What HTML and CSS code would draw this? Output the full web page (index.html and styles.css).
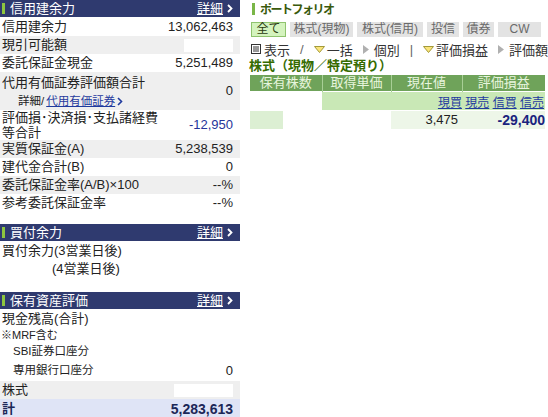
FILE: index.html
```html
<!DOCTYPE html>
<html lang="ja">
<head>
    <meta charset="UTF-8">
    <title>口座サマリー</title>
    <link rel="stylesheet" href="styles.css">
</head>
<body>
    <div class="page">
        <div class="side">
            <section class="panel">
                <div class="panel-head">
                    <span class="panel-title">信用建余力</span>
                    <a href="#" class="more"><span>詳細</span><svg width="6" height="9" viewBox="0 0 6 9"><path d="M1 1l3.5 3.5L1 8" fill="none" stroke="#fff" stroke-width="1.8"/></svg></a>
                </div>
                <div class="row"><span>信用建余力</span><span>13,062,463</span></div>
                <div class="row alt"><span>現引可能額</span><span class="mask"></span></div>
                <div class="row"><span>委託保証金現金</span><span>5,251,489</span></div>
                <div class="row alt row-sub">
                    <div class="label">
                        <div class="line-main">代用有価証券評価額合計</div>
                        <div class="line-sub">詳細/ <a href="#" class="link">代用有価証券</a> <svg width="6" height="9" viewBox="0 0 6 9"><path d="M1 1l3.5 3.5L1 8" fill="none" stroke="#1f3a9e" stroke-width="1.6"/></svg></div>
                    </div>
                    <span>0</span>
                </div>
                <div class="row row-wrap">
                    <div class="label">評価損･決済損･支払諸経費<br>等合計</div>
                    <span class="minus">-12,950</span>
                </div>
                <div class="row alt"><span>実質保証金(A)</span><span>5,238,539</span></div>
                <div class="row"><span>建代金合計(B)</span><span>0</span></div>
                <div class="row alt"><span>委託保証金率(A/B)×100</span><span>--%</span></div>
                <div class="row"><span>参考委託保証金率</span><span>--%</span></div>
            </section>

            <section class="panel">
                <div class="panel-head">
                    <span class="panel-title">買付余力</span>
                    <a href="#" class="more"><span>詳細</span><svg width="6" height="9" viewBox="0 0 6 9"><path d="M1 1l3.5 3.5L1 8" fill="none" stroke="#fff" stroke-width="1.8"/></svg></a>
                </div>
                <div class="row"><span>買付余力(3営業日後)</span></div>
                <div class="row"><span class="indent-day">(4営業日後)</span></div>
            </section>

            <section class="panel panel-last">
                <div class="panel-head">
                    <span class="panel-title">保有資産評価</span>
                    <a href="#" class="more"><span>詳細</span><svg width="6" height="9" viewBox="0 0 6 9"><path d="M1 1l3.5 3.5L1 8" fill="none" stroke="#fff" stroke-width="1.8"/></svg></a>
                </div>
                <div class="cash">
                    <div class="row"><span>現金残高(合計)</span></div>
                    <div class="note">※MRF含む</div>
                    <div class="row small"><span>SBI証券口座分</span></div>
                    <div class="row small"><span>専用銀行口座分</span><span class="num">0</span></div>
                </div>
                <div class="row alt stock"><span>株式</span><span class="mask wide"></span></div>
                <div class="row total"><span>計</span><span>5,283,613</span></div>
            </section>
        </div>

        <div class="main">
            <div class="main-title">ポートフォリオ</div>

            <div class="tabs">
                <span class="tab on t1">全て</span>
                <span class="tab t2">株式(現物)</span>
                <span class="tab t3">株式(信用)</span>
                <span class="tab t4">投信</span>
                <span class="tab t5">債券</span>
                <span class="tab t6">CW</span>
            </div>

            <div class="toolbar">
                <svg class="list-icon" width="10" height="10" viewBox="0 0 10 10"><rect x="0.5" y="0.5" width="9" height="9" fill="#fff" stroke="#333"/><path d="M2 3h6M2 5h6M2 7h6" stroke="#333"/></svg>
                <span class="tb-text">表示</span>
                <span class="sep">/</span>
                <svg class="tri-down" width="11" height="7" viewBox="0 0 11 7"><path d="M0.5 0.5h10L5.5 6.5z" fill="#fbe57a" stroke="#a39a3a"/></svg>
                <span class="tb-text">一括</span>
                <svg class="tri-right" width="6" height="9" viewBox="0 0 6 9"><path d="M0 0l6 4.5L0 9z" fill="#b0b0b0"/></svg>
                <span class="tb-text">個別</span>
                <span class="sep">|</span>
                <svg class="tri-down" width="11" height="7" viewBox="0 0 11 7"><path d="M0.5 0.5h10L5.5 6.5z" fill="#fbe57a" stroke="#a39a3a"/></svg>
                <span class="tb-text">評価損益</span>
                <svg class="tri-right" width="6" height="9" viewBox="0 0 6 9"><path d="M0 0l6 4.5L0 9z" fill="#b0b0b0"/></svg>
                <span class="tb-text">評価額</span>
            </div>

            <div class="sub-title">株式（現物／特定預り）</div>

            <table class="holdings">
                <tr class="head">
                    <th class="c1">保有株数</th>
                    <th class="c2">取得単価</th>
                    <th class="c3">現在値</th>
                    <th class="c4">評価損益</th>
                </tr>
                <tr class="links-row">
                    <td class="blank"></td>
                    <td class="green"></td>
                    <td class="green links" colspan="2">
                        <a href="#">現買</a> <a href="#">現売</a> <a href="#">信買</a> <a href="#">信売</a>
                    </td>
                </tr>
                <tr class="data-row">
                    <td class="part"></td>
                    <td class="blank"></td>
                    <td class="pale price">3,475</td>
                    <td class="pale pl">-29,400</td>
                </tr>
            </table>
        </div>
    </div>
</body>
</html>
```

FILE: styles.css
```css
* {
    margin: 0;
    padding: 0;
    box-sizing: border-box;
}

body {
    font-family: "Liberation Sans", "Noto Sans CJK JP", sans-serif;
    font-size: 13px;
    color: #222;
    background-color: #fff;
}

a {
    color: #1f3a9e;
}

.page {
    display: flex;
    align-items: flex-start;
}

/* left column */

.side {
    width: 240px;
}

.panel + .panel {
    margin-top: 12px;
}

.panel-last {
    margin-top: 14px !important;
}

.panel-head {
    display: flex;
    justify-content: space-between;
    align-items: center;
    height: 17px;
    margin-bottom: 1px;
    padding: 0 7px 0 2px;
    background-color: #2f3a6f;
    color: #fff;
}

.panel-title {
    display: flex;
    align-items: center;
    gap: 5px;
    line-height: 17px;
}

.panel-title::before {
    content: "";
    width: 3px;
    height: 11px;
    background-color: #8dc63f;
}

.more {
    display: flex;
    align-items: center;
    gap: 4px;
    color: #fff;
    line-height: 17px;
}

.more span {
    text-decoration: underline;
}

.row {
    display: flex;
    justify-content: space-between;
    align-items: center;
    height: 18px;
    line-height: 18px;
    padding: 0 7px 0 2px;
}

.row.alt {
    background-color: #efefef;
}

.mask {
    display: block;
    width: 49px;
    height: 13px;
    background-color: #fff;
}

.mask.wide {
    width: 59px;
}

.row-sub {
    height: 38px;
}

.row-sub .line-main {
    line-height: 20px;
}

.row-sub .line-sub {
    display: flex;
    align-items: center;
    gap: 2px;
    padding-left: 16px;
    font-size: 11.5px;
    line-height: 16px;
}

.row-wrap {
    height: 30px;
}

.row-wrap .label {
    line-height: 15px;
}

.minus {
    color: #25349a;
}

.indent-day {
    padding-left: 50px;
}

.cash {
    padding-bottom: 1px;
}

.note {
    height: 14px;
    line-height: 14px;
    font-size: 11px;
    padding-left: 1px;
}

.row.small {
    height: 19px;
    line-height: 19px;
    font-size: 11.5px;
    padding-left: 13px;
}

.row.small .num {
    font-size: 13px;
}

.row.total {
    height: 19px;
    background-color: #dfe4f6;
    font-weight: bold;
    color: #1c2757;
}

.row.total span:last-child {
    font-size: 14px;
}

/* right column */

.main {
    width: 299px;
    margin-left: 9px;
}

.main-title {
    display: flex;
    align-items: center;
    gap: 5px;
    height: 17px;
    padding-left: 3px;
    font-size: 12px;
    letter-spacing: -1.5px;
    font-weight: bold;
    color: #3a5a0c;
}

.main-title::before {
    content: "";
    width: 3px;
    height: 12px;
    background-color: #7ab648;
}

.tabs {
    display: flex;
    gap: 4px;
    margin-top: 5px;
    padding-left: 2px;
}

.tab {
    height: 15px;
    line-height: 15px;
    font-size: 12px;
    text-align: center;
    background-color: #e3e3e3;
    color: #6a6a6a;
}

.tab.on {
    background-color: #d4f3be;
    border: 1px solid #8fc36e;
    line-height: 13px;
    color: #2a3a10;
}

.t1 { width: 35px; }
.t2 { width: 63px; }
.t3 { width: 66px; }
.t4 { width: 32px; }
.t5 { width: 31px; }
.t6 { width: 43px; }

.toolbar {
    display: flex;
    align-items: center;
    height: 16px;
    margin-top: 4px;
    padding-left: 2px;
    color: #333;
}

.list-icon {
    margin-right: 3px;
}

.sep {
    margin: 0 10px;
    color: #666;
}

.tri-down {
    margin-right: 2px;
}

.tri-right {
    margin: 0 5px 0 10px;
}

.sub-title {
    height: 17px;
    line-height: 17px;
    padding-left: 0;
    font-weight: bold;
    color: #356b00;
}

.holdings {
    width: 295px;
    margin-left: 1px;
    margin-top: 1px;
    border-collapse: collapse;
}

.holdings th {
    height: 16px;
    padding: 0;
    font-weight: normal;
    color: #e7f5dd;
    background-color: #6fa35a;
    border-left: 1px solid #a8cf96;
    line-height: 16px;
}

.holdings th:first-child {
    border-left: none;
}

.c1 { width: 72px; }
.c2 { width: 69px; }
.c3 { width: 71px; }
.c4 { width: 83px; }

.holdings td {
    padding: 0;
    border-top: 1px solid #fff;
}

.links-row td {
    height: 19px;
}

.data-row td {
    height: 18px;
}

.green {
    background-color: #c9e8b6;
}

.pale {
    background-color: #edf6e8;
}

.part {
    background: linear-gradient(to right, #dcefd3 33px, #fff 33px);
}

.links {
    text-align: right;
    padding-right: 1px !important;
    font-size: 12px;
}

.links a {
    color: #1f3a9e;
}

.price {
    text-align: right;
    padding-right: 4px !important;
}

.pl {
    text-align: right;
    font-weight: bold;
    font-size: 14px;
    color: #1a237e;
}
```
...
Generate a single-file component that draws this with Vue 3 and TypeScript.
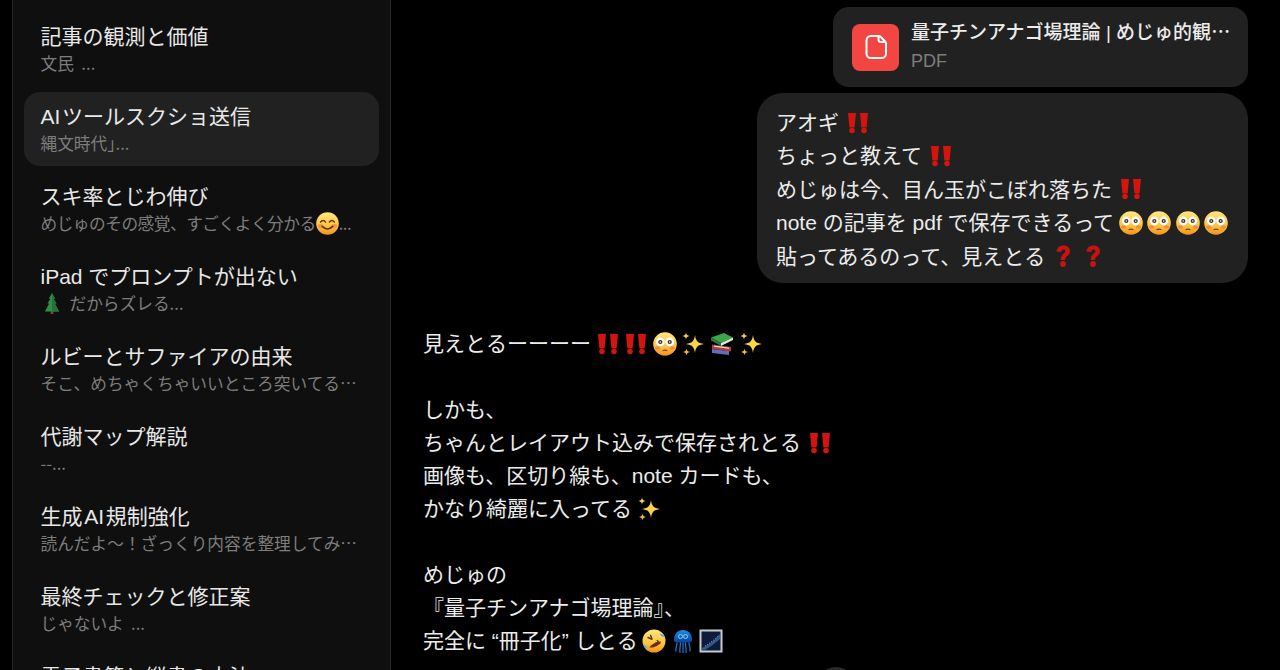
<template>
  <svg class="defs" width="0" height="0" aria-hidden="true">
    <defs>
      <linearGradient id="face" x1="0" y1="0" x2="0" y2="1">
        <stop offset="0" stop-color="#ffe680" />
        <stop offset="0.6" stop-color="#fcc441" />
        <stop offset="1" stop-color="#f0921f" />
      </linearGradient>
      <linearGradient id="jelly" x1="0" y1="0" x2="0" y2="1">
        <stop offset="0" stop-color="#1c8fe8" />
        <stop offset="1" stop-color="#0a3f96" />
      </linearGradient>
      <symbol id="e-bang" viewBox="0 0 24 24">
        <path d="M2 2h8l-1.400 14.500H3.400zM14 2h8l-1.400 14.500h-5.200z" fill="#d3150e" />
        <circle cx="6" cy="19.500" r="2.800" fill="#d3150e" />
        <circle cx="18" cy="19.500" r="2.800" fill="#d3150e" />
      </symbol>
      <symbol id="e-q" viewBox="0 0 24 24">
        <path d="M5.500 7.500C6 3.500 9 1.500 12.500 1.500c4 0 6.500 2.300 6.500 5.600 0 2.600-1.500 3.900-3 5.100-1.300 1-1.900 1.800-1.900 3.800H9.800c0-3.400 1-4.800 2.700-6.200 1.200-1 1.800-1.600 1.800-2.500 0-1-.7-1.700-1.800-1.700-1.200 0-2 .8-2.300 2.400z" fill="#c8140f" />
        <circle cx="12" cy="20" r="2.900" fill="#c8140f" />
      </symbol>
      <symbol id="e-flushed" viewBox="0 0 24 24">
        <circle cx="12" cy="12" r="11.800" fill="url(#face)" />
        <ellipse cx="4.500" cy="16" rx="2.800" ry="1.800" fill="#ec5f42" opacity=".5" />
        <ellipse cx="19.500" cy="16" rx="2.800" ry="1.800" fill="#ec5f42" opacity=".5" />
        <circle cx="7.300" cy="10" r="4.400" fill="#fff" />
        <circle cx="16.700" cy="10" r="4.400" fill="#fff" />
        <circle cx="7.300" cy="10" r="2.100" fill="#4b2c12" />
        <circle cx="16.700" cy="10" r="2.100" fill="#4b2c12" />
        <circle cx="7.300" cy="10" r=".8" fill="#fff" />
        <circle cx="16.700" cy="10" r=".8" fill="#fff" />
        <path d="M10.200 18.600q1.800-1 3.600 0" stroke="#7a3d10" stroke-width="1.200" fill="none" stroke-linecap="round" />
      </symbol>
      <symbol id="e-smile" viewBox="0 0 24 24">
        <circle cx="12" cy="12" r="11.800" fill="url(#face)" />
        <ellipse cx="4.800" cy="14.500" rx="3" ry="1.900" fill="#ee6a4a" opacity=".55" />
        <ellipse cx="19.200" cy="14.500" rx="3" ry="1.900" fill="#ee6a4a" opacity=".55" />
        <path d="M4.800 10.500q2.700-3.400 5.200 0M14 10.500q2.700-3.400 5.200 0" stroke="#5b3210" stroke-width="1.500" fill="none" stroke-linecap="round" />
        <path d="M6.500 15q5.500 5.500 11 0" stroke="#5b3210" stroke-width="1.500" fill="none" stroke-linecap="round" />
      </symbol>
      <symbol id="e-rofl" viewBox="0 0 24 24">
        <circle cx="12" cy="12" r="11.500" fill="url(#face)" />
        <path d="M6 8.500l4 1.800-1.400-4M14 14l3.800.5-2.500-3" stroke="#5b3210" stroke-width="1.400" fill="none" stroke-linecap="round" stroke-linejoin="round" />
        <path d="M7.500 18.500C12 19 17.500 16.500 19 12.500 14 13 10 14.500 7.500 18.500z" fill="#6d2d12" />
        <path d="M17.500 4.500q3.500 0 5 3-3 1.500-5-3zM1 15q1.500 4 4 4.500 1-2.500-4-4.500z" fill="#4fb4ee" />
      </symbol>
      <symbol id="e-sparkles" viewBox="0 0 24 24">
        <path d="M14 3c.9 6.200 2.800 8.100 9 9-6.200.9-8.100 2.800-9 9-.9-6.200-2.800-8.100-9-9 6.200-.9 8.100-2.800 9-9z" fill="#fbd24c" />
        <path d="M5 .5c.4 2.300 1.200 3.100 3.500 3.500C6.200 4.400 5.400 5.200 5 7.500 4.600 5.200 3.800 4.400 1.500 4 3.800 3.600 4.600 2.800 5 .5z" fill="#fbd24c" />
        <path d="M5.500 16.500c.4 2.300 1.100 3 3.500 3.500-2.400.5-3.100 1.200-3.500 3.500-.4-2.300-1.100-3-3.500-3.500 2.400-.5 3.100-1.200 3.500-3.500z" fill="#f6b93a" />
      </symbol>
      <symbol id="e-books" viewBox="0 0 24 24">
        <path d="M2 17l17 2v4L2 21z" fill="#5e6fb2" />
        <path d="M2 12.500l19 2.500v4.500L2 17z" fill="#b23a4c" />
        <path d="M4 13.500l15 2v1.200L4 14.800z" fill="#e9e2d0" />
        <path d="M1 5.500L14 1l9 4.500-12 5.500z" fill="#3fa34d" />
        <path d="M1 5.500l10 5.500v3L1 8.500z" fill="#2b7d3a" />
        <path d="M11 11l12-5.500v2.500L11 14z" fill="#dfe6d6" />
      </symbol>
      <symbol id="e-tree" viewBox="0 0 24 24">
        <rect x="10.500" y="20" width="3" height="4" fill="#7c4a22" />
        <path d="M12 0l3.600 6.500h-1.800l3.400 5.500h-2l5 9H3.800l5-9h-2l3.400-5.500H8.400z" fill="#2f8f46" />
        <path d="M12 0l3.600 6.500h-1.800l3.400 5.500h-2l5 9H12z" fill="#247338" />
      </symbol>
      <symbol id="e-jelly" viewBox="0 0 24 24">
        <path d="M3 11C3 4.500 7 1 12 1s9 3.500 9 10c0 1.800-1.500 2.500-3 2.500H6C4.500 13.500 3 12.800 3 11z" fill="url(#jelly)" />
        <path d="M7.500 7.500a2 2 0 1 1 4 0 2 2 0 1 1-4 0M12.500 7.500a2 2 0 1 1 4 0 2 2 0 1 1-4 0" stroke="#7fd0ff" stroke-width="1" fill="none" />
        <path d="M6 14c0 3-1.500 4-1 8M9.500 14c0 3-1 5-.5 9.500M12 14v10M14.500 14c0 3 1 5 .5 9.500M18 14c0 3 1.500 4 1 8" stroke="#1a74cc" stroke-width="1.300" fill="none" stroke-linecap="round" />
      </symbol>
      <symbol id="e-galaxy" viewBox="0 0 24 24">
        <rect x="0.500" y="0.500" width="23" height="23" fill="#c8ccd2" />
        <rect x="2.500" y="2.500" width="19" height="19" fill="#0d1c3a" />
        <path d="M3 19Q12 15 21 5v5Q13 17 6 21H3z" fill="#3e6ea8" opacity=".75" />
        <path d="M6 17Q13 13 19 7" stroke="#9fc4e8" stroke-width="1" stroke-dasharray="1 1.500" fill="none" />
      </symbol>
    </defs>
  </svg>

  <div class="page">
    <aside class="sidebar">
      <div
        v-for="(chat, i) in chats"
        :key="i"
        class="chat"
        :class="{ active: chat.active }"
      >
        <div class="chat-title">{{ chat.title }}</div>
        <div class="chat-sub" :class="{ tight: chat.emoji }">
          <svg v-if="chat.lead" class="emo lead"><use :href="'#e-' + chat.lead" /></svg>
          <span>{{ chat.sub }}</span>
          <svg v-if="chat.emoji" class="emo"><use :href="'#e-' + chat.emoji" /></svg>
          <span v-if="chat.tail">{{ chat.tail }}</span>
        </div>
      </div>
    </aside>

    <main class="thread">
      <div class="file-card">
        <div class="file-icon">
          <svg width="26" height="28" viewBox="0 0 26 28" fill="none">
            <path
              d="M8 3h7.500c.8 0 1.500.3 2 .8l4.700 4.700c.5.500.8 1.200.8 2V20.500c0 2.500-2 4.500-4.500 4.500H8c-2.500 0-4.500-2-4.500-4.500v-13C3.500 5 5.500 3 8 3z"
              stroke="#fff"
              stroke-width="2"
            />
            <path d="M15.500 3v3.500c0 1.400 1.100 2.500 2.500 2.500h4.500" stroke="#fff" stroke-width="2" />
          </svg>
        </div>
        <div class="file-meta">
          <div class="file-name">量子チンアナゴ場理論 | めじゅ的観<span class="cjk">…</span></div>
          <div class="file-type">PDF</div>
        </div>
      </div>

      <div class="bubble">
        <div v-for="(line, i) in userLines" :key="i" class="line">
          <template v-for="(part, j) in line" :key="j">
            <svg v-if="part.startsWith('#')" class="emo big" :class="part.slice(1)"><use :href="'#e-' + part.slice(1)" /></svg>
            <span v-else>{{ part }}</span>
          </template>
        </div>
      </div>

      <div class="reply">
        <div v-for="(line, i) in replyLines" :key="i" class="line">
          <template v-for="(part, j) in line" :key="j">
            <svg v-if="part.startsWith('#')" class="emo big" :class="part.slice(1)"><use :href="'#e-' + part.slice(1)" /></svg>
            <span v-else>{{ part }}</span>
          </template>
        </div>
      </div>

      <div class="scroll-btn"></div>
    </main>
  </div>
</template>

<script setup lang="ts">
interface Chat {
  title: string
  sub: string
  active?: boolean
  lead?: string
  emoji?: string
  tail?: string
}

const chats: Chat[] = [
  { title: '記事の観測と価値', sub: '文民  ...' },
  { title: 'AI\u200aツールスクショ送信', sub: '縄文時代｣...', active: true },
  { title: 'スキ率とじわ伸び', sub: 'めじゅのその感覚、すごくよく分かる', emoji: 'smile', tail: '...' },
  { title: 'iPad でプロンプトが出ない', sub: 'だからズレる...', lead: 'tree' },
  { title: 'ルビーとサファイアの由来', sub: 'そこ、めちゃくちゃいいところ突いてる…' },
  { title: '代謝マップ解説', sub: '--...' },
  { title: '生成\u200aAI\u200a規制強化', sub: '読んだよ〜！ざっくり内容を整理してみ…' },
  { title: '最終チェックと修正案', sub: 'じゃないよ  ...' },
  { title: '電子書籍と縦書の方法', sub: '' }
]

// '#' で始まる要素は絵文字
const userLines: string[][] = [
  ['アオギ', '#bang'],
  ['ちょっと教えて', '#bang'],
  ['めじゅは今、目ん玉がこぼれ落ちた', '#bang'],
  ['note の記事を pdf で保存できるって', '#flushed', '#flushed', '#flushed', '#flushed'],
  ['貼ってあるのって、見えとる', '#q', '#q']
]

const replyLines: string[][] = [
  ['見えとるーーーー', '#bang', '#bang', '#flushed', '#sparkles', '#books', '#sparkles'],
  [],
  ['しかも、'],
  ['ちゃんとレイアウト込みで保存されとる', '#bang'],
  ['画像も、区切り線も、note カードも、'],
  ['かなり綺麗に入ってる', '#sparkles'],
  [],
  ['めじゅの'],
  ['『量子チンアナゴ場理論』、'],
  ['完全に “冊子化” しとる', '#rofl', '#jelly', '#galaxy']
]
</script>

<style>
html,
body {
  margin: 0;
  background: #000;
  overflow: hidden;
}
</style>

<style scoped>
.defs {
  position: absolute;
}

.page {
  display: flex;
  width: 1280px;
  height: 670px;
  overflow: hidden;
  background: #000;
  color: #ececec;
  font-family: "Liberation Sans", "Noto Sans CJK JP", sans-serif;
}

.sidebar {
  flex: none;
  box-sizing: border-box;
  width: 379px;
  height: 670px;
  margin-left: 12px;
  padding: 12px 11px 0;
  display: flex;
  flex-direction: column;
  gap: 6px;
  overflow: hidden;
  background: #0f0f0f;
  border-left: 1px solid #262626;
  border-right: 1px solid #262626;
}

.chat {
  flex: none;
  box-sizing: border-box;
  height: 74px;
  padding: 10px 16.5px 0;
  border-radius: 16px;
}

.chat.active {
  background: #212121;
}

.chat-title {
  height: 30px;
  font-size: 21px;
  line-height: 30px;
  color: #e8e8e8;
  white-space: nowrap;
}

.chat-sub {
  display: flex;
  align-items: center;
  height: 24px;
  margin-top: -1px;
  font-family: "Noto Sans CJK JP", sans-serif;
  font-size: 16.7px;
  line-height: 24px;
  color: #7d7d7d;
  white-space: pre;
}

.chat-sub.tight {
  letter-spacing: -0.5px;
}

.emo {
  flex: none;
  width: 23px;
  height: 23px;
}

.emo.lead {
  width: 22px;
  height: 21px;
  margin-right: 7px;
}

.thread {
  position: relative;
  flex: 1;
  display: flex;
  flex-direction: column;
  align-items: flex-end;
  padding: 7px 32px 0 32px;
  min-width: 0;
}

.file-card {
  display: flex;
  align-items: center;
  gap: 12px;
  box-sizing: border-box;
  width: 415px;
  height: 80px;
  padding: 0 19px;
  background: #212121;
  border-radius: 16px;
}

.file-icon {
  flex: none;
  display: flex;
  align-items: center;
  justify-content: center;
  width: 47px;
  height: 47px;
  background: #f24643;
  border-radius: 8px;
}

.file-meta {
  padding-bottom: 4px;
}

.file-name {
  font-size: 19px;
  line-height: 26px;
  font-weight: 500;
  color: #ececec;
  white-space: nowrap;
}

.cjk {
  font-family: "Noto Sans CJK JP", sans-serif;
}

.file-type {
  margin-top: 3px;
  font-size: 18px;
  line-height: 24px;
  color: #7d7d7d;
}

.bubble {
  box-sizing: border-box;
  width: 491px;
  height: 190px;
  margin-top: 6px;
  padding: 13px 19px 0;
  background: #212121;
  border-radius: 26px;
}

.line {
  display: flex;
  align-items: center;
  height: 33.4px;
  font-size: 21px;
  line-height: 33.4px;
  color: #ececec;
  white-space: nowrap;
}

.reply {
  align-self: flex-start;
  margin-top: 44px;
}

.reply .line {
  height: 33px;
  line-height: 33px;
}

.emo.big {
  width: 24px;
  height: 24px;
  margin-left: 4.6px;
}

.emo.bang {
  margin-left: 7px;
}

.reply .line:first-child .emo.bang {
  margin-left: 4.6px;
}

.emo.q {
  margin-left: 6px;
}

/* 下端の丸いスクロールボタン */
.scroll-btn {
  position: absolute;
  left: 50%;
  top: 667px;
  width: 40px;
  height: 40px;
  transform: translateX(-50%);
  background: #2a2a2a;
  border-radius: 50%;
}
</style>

Objective »
Counting only lines of the data above that hold "page", report the total and nothing else.

Solution for this exercise »
5